There are now three smoothing parameters: \(0 \le \alpha \le 1\), \(0 \le \beta^* \le 1\), and \(0 \le \gamma \le 1-\alpha\). In the additive version, the seasonal component averages to zero. In the multiplicative version, the seasonality averages to one. Use the multiplicative method if the seasonal variation increases with the level. \[\hat{y}_{t+h|t} = (l_t + hb_t) s_{t-m+h_m^+}\] \[l_t = \alpha\frac{y_t}{s_{t-m}} + (1 - \alpha)(l_{t-1} + b_{t-1})\] \[b_t = \beta^*(l_t - l_{t-1}) + (1-\beta*)b_{t-1}\] \[s_t = \gamma\frac{y_t}{(l_{t-1} - b_{t-1})} + (1 - \gamma)s_{t-m}\]
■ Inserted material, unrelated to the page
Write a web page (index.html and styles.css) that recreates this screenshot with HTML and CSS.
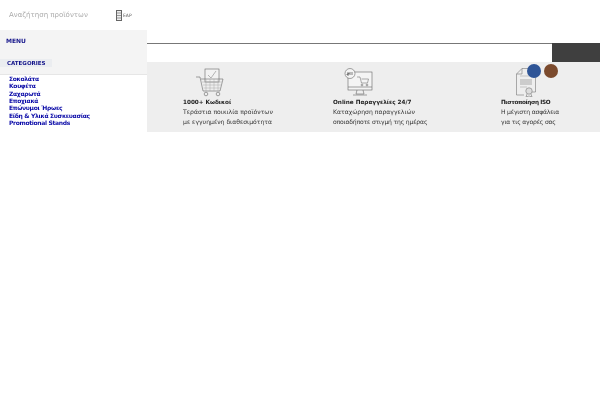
FILE: index.html
```html
<!DOCTYPE html>
<html lang="el">
<head>
<meta charset="utf-8">
<title>Προϊόντα</title>
<link rel="stylesheet" href="styles.css">
</head>
<body>
<div class="page">
  <aside class="side">
    <div class="search">
      <span class="search-text">Αναζήτηση προϊόντων</span>
      <span class="lang">
        <svg class="lang-icon" width="6" height="11" viewBox="0 0 6 11"><rect x="0.5" y="0.5" width="5" height="10" fill="#eee" stroke="#666"/><path d="M1 3h4M1 5.5h4M1 8h4" stroke="#999"/></svg>EAP
      </span>
    </div>
    <div class="panel">
      <div class="menu-title">MENU</div>
      <div class="cat-title">CATEGORIES</div>
    </div>
    <ul class="cats">
      <li>Σοκολάτα</li>
      <li>Κουφέτα</li>
      <li>Ζαχαρωτά</li>
      <li>Εποχιακά</li>
      <li>Επώνυμοι Ήρωες</li>
      <li>Είδη &amp; Υλικά Συσκευασίας</li>
      <li>Promotional Stands</li>
    </ul>
  </aside>
  <main class="main">
    <div class="bar"><div class="bar-dark"></div></div>
    <section class="features">
      <article class="feat feat-a">
        <svg class="ico ico-a" width="28" height="29" viewBox="0 0 28 29" fill="none" stroke="#666" stroke-width="0.6">
          <rect x="9" y="1" width="14" height="13" fill="#f2f2f2"/>
          <path d="M12 7l3 3 5-7" stroke="#888"/>
          <path d="M0 9h4l3 14h17l3-12H5"/>
          <path d="M6 14h20M7 17h18M7.500 20h17M10 11v12M14 11v12M18 11v12M22 11v12" stroke="#aaa" stroke-width="0.5"/>
          <circle cx="10" cy="26" r="1.800"/><circle cx="22" cy="26" r="1.800"/>
        </svg>
        <h3 class="feat-title">1000+ Κωδικοί</h3>
        <p class="feat-text">Τεράστια ποικιλία προϊόντων</p>
        <p class="feat-text">με εγγυημένη διαθεσιμότητα</p>
      </article>
      <article class="feat feat-b">
        <svg class="ico ico-b" width="29" height="29" viewBox="0 0 29 29" fill="none" stroke="#666" stroke-width="0.6">
          <rect x="4" y="4" width="24" height="18" fill="#f4f4f4"/>
          <path d="M4 19h24M13 22l-1 4h8l-1-4M9 27h14"/>
          <circle cx="6" cy="5.500" r="5" fill="#f4f4f4"/>
          <path d="M13 9h3l1.500 6h6l1-4h-7" stroke="#777"/>
          <circle cx="18" cy="17" r="0.900"/><circle cx="23" cy="17" r="0.900"/>
          <path d="M3 5h2v1H3v1h2M6 4v3M8 4v3" stroke="#333" stroke-width="0.6"/>
        </svg>
        <h3 class="feat-title">Online Παραγγελίες 24/7</h3>
        <p class="feat-text">Καταχώρηση παραγγελιών</p>
        <p class="feat-text feat-text-tight">οποιαδήποτε στιγμή της ημέρας</p>
      </article>
      <article class="feat feat-c">
        <svg class="ico ico-c" width="20" height="29" viewBox="0 0 20 29" fill="none" stroke="#777" stroke-width="0.6">
          <path d="M0.500 6L6 0.500H19.500V24H13M8 27H0.500V6H6V0.500"/>
          <rect x="4" y="11" width="12" height="6" fill="#ccc" stroke="none"/>
          <path d="M4 8h12M4 19h7" stroke="#aaa"/>
          <circle cx="13" cy="23" r="3.200" fill="#ddd"/>
          <path d="M11 26l-1 3 3-1 3 1-1-3"/>
        </svg>
        <h3 class="feat-title">Πιστοποίηση ISO</h3>
        <p class="feat-text">Η μέγιστη ασφάλεια</p>
        <p class="feat-text">για τις αγορές σας</p>
      </article>
      <span class="dot dot-blue"></span>
      <span class="dot dot-brown"></span>
    </section>
  </main>
</div>
</body>
</html>
```
FILE: styles.css
```css
* { box-sizing: border-box; }
html, body { margin: 0; padding: 0; background: #fff; }
body { width: 600px; height: 400px; overflow: hidden; font-family: "DejaVu Sans", sans-serif; }
.page { display: grid; grid-template-columns: 147px 1fr; align-items: start; will-change: transform; }

.side { display: flex; flex-direction: column; }
.search { height: 30px; display: flex; align-items: center; padding-left: 9px; }
.search-text { width: 107px; font-size: 7px; color: #aaa; white-space: nowrap; }
.lang { display: flex; align-items: center; font-size: 4.500px; color: #666; }
.lang-icon { display: block; margin-right: 1px; }

.panel { height: 45px; background: #f4f4f4; padding: 6px 0 0; border-bottom: 1px solid #e6e6e6; }
.menu-title { font-size: 6px; font-weight: bold; line-height: 9px; color: #14148a; padding-left: 6px; }
.cat-title { display: block; margin-top: 14px; width: 52px; height: 8px; background: #ebedf0; font-size: 5.500px; font-weight: bold; line-height: 8px; color: #14148a; padding-left: 7px; white-space: nowrap; }

.cats { list-style: none; margin: 0; padding: 0 0 0 9px; }
.cats li { font-size: 6px; font-weight: bold; letter-spacing: -0.320px; line-height: 7.330px; color: #0b0ba8; white-space: nowrap; }

.main { display: flex; flex-direction: column; padding-top: 43px; }
.bar { height: 19px; border-top: 1px solid #777; display: flex; justify-content: flex-end; }
.bar-dark { width: 48px; height: 19px; margin-top: -1px; background: #3f3f3f; }

.features { position: relative; height: 70px; background: #eeeeee; display: grid; grid-template-columns: 150px 168px 1fr; padding-left: 36px; padding-top: 6px; }
.feat { display: flex; flex-direction: column; min-width: 0; }
.ico { display: block; height: 29px; margin-bottom: 1px; }
.ico-a { margin-left: 13px; }
.ico-b { margin-left: 11px; }
.ico-c { margin-left: 15px; }
.feat-title { margin: 0; font-size: 5.700px; font-weight: bold; line-height: 9px; color: #222; white-space: nowrap; }
.feat-text { margin: 0; font-size: 6.100px; line-height: 10px; color: #333; white-space: nowrap; }
.feat-text-tight { letter-spacing: -0.180px; }
.feat-c .feat-title { letter-spacing: -0.400px; }
.feat-c .feat-text { letter-spacing: -0.200px; }
.dot { position: absolute; top: 2px; width: 14px; height: 14px; border-radius: 50%; }
.dot-blue { left: 380px; background: #2f5597; }
.dot-brown { left: 397px; background: #7b4a2d; }
```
Here is the Holt-Winters model applied to the a10 dataset from the fpp2 package to produce a 36-month forecast. a10 contains monthly anti-diabetic drug sales in Australia, 1991-2008. The error variance increases with the series level, so the multiplicative method applies. The model estimates the three smoothing parameters, plus initial states, including 12 initial season states - one for each month in the year.

# a10.train <- subset(a10, end = length(a10) - 36)
# a10.test <- subset(a10, start = length(a10) - 35)
# a10.hw <- hw(a10, seasonal = "multiplicative", h = 36)
# summary(a10.hw)

# autoplot(a10.hw) +
#   autolayer(a10, series = "Actual") +
#   autolayer(fitted(a10.hw), series = "Fitted") +
#   autolayer(a10.hw$mean, series = "Forecast") +
#   labs(title = "Anti-Diabetic Drug Sales in Australia with 36-month Forecast",
#        subtitle = "Method: Holt-Winters (multiplicative)",
#        y = "Scripts",
#        x = "Month") +
#   guides(colour=guide_legend(title = "Series"), 
#          fill=guide_legend(title = "Prediction interval")) +
#   scale_color_manual(values = c("black", "red", "blue"))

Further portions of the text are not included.